Each party irrevocably agrees that the courts of England and Wales shall have exclusive jurisdiction to settle any dispute or claim (including noncontractual disputes or claims) arising out of or in connection with this Agreement or its subject matter or formation.


PID shall and shall procure that its agents, directors, employees, officers and subcontractors, shall:
(i) not engage in any form of bribery, corruption, extortion or embezzlement, or other unlawful conduct;
(ii) comply with all applicable laws, regulations, codes and sanctions
relating to anti-bribery and anticorruption (“Anti-Bribery Laws”);
(iii) have and maintain in place throughout the term of this Agreement, adequate
policies and procedures to ensure compliance with Anti-Bribery Laws.
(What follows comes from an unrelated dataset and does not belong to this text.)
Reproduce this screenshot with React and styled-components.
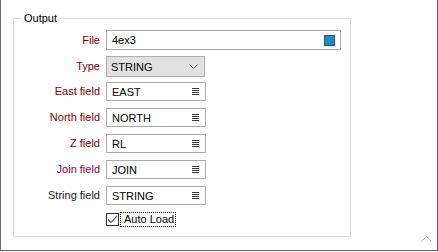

PID warrants, represents and undertakes that
(i) neither itself or its agents, directors, employees, officers and subcontractors have been convicted of any offence involving any applicable laws, regulations, rules and codes making provision about slavery, servitude and forced or compulsory labour and about human trafficking including but not limited to the Modern Slavery Act 2015 (“AntiSlavery Laws”);
(ii) having made reasonable enquiries so far as it is aware, neither itself nor its
agents, directors, employees, officers and subcontractors haven been or are the subject of any investigation, inquiry or enforcement proceedings by any governmental, administrative or regulatory body regarding any offence or alleged offence of or in connection with the Anti-Slavery Laws; and
(iii) it will have, maintain and enforce throughout the term of this Agreement its own policies and procedures to ensure compliance with its obligations under this clause 30 and the Anti-Slavery Laws.